La propuesta, la invitación, es a
que obremos tal como si nos gobernáramos cada uno por las nuestras, lejos de
cualquier pretensión anárquica, que pugne por lo agonal o por aspiraciones románticas
que se rocen con lo quijotesco o lunático. Se sabrá de nuestras buenas
intenciones, por lo que ofrezcamos a eso público, en lo que estaremos
interviniendo, es decir haciendo política, a nuestro modo, a nuestra manera,
más allá de como la cataloguen a nuestras acciones los académicos de la politología,
presos de sus bucólicas publicaciones que persiguen siempre el interés del
redito material o espiritual de quedar bien con el superior en cuestión o con
el par.
Por supuesto que en la plaza
pública (en sentido metafórico) los distintos accionares, chocarán, más allá de
que muchos se complementen, pero tal choque, no necesariamente, debe o tiene
que ser trágico o negativo. En tales confrontaciones, prevalecerá la ley (la
habremos sacado al manifestarse, al traducirse, de su orden simbólico) y en el
caso de que no prevalezca, se necesitará de que el nuevo orden, o campo en el
que nos estemos desempeñando, lo real, se tenga como necesidad primordial el
que nos entendamos, nos comprendamos, consensualmente, por mayorías o minorías,
por sorteo, por compensación o por las múltiples formas que podemos encontrar
como para organizarnos humanamente.
Para volver a soñar, es decir
para apreciar la vigilia, y diferenciarla de las pesadillas, el haber
despertado, nos impele a que nos preguntemos ¿Qué es lo que vamos a querer
hacer?
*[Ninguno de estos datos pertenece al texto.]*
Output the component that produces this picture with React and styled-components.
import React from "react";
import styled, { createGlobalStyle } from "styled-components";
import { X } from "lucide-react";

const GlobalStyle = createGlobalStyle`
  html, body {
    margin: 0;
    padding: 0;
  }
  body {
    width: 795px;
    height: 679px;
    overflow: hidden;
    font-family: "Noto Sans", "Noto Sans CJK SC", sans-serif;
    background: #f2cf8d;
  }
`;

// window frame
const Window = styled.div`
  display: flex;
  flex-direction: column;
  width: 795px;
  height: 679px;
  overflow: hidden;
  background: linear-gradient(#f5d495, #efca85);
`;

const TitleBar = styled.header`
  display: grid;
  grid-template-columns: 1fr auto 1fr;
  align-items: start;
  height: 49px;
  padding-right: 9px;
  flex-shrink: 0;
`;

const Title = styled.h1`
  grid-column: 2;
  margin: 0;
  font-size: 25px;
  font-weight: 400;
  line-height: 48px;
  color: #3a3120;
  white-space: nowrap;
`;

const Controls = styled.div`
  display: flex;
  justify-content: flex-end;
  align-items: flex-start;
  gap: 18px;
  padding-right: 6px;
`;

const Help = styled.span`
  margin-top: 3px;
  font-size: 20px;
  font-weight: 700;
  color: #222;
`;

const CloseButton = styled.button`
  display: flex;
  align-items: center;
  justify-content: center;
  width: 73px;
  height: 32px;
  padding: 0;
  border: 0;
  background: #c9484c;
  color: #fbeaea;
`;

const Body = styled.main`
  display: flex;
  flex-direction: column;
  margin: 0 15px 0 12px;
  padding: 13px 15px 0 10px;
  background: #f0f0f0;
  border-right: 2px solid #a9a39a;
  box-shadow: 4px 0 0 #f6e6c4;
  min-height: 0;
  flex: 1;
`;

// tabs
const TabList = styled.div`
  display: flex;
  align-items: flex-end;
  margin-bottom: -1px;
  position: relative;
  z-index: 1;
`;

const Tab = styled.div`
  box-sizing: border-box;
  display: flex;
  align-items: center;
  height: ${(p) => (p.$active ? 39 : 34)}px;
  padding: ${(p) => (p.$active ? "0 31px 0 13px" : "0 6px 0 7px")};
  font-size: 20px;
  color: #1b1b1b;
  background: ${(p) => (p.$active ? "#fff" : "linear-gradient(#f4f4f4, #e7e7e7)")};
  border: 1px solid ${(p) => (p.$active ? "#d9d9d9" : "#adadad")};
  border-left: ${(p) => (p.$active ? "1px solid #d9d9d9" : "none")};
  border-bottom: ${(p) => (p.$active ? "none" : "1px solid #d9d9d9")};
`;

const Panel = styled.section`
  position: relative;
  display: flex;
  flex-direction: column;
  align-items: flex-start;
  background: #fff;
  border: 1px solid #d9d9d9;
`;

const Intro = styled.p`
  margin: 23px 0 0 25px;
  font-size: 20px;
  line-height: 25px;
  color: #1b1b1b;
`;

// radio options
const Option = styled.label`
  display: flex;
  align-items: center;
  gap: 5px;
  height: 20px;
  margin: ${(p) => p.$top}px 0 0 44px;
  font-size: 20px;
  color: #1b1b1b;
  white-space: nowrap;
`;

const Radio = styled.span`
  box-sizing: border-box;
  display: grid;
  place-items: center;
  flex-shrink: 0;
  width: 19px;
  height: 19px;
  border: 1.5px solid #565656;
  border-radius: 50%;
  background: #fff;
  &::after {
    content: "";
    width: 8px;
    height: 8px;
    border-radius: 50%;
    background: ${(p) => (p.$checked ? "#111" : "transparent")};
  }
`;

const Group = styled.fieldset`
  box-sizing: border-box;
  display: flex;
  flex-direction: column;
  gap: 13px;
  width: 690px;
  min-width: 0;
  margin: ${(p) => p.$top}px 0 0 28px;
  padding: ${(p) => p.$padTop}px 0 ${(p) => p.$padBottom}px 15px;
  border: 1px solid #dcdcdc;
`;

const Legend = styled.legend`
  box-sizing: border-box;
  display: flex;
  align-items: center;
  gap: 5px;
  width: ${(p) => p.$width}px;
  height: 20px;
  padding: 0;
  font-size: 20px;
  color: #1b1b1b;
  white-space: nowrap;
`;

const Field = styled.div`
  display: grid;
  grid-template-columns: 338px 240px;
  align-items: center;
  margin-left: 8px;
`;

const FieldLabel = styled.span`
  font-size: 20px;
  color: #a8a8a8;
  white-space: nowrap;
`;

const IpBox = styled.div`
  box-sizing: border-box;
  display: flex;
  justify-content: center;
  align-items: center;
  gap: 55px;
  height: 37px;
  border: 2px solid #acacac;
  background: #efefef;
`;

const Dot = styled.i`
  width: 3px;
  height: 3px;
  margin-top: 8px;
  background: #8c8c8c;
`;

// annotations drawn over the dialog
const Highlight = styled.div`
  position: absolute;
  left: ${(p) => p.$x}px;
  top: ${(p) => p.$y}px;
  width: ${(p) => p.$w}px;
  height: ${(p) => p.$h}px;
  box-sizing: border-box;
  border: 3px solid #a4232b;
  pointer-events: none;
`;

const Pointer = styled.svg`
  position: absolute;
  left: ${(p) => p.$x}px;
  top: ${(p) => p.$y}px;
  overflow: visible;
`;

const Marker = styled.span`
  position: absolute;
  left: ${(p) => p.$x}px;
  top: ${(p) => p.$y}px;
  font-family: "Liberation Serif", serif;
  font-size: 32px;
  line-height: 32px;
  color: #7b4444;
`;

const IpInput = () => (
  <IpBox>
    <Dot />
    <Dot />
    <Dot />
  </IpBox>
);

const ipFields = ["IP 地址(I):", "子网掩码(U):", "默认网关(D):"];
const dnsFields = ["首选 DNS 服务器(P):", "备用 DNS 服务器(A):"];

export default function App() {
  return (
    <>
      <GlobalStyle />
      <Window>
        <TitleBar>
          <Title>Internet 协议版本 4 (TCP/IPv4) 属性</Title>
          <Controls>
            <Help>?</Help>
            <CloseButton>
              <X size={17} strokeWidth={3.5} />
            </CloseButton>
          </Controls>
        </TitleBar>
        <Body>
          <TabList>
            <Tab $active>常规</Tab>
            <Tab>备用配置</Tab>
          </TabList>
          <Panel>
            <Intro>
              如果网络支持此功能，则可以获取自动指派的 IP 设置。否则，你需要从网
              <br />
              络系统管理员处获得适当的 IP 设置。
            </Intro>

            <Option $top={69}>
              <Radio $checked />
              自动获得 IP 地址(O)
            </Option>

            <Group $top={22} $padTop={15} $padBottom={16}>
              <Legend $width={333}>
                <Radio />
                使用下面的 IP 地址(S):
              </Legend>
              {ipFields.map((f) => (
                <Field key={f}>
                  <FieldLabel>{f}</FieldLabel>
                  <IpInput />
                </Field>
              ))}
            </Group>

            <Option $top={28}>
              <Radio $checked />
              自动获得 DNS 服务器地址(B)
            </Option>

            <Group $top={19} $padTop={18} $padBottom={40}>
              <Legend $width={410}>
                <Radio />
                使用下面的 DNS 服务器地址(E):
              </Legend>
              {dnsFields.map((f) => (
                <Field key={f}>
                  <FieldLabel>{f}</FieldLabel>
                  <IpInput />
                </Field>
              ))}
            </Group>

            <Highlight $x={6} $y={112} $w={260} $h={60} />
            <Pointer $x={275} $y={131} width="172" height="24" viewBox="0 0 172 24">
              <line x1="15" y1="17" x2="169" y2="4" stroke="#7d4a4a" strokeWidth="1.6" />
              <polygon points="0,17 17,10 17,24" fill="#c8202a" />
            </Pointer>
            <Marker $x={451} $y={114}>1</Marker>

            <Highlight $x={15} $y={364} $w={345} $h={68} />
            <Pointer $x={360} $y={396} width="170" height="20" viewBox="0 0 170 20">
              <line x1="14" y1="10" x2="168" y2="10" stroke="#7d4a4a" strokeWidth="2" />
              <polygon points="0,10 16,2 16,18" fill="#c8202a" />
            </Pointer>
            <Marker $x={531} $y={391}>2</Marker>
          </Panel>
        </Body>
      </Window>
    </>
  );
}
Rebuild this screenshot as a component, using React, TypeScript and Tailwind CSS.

O que sencillamente que nos preguntemos, las respuestas vendrán después,
siquiera la necesitamos, que no nos subviertan el orden de nuestra naturaleza
humana, los resultados, como los números son producto de la imaginación, que
luego se puede reconvertir en orden simbólico o legal, la realidad o lo real, es
otra cosa, vayamos por ella, por la calamidad de ese niño o niña que le cuesta
comer y que sacrificialmente sostiene las fantasías políticas y de poder con
las cuales jugamos a la sociedad de la ley, democrática, de las libertades.